Avant d’intégrer son régiment, Papa nous a rejoints afin de passer les fêtes de fin d’année avec nous. Dans la nuit de Noël 1939, réveillé, je découvre que c’est Papa qui dépose les jouets dans nos souliers rangés devant la cheminée. C’est notre dernier Noël passé en famille et plusieurs années vont s’écouler avant que de nouveau nous ne nous retrouvions réunis pour une pareille fête.
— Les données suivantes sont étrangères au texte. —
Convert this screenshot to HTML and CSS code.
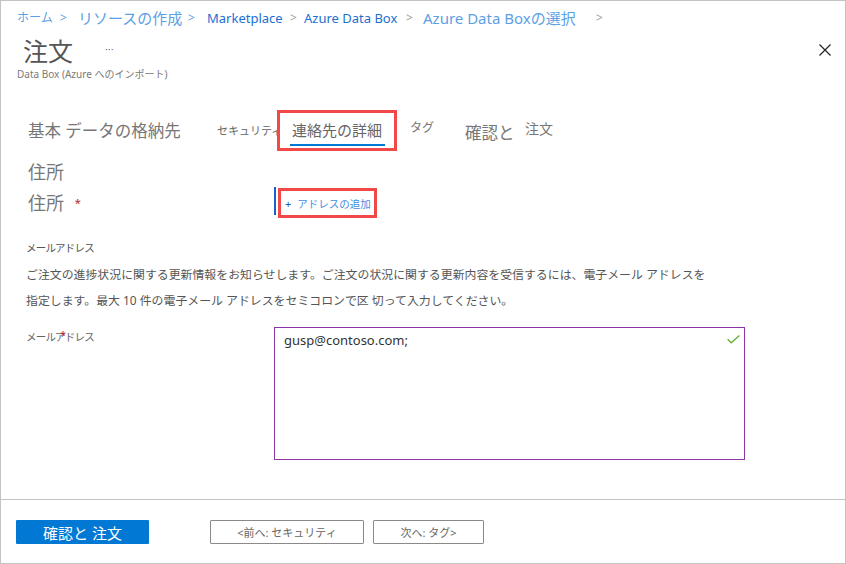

Bien qu’éloignés de la ville, nous sommes informés des nouvelles de la guerre. Les adultes entretiennent une peur grandissante des Allemands et de leurs méfaits. Il ne faut pas ramasser un objet tombé à terre, quel qu’il soit. Ce peut être un piège qui empoisonne ou explose. On dit même que ces Boches coupent les mains des enfants.
À Trizay-Coutretôt en mai 1940.
De gauche à droite : Jacques, Irène, Berthe, Roger et Alice.
Au mois de juin 1940, c’est le début de l’invasion de la France par l’armée allemande et Paris est occupé le 14. Une partie de la population civile se jette sur les routes et fuit en direction du sud pour échapper aux bombardements et à l’avance rapide des troupes ennemies, c’est l’Exode.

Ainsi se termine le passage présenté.